AIM — In the records that follow, locate every line with "this" and extract it.

ENTRIES PROVIDED —
------------------------------------------------------------
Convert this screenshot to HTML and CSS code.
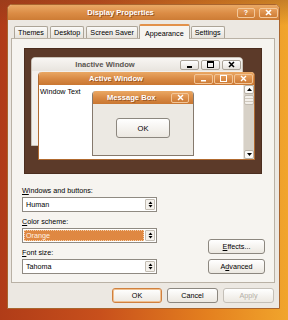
------------------------------------------------------------
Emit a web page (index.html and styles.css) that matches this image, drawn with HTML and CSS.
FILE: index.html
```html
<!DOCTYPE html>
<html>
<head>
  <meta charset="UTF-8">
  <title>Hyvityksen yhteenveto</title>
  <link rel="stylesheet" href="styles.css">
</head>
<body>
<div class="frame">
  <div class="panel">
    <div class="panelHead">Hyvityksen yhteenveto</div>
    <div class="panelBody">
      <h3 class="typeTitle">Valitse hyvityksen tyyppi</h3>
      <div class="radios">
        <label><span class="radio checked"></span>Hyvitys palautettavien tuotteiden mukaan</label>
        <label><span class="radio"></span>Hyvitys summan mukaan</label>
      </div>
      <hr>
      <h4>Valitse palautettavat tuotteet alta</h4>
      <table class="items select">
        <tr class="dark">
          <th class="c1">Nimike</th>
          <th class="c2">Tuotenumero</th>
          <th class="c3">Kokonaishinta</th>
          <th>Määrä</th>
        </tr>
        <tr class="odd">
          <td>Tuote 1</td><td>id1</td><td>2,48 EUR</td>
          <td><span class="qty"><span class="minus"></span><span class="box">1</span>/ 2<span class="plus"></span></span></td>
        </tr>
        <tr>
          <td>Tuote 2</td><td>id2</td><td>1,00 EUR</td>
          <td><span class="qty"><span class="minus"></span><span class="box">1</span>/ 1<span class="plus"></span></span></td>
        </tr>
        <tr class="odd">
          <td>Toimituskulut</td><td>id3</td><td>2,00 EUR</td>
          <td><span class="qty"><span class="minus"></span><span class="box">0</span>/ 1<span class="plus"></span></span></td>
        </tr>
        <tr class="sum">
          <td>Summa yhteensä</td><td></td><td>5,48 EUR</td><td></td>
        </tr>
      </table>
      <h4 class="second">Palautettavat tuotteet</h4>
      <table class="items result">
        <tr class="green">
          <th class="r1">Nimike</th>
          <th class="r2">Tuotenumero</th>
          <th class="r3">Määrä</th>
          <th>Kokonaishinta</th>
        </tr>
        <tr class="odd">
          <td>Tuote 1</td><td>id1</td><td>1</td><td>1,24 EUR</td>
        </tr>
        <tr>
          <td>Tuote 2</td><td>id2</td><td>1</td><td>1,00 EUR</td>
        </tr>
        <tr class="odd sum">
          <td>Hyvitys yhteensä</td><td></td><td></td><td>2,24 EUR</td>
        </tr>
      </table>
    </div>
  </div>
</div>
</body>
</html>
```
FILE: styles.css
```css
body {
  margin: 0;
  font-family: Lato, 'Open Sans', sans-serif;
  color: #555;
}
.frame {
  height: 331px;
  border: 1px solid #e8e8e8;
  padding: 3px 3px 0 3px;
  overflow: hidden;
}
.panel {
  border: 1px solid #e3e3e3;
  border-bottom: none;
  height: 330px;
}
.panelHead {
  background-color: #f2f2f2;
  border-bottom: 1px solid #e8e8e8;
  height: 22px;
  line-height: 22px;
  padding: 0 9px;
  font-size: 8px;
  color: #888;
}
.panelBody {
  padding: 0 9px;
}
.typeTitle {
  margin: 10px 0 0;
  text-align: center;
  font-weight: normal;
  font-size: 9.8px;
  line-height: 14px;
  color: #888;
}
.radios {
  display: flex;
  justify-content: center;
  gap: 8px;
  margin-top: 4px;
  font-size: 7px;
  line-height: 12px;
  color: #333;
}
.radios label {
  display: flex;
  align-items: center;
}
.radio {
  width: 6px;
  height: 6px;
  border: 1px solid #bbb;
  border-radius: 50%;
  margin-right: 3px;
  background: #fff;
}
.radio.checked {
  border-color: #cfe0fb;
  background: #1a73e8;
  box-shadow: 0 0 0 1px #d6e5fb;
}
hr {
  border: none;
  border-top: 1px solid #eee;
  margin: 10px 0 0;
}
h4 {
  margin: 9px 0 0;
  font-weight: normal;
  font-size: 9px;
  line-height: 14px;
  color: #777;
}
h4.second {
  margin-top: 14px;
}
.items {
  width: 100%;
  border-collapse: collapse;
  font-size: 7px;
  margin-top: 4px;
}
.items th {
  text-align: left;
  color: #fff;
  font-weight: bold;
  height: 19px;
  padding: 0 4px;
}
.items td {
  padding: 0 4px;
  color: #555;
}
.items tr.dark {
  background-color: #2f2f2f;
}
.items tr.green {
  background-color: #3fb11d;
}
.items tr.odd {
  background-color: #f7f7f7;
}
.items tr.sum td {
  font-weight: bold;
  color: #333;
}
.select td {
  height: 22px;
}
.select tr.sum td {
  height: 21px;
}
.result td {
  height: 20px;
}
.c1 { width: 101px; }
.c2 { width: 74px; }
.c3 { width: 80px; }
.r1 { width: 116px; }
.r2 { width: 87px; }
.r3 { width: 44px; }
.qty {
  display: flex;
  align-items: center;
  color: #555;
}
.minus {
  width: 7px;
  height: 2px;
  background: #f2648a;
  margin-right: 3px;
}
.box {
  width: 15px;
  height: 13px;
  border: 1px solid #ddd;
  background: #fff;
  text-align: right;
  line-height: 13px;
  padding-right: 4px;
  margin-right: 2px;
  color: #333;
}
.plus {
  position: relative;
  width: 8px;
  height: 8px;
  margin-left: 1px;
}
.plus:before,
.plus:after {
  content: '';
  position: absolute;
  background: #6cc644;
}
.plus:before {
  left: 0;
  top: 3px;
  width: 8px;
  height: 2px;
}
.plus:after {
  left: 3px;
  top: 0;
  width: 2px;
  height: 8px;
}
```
------------------------------------------------------------
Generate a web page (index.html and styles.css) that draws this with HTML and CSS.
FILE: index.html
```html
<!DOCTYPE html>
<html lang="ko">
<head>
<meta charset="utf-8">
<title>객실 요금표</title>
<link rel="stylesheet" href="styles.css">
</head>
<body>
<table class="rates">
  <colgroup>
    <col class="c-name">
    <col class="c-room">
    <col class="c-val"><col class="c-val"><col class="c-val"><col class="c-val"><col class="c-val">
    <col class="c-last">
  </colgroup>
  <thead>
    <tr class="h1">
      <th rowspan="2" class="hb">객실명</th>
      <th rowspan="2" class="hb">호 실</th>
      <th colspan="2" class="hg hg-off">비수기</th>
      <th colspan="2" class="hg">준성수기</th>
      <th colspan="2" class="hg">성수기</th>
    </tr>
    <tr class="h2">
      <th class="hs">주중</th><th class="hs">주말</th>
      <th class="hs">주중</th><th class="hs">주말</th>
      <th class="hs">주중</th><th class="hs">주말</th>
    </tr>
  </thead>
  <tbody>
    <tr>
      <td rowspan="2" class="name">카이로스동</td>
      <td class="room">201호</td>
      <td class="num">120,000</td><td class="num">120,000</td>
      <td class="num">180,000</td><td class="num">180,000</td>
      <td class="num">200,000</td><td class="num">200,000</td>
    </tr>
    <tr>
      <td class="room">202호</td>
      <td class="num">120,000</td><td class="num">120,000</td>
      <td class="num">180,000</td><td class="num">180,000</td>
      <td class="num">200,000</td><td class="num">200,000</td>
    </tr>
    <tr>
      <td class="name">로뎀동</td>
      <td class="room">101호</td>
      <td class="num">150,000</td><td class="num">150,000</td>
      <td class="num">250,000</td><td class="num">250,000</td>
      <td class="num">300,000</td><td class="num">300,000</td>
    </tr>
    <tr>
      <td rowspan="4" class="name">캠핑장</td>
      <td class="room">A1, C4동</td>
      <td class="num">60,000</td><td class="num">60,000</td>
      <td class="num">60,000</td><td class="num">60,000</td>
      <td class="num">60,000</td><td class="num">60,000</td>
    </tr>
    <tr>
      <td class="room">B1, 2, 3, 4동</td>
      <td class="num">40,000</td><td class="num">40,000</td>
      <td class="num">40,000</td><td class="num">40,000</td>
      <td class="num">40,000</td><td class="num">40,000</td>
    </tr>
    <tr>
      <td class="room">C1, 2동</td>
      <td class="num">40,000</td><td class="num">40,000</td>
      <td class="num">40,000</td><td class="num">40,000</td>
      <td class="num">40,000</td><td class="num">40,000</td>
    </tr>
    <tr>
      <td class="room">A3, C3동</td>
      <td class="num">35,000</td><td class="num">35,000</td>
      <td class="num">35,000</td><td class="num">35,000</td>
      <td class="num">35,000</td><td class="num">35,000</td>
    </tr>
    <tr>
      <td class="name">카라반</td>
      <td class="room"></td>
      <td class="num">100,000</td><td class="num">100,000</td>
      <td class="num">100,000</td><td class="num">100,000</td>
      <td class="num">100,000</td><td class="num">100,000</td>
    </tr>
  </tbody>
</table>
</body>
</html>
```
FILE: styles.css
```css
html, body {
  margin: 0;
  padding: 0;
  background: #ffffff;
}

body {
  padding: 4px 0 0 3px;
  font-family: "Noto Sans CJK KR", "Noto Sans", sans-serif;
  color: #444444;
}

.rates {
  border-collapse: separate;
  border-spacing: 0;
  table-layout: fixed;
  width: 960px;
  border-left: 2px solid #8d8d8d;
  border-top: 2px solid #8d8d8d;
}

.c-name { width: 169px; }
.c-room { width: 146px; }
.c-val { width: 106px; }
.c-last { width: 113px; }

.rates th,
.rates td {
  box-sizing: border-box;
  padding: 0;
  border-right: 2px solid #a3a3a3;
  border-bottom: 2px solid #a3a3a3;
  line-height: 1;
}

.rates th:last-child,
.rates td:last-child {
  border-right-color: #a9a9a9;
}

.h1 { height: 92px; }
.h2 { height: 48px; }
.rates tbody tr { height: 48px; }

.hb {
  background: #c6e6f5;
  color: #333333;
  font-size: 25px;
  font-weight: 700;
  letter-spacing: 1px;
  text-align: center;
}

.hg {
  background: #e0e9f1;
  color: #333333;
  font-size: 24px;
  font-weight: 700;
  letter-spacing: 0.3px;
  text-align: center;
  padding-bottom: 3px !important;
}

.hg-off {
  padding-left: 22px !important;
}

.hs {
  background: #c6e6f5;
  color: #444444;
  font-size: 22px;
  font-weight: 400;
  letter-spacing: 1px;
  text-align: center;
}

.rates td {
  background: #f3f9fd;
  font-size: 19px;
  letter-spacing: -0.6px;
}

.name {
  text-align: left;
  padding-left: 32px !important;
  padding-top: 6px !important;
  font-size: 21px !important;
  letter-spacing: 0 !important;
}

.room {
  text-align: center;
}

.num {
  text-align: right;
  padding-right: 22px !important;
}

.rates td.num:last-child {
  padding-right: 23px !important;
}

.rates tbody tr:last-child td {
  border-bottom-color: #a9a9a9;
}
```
------------------------------------------------------------
SOLUTION BELOW —
Convert this screenshot to HTML and CSS code.
Emit a web page (index.html and styles.css) that matches this image, drawn with HTML and CSS.
Generate a web page (index.html and styles.css) that draws this with HTML and CSS.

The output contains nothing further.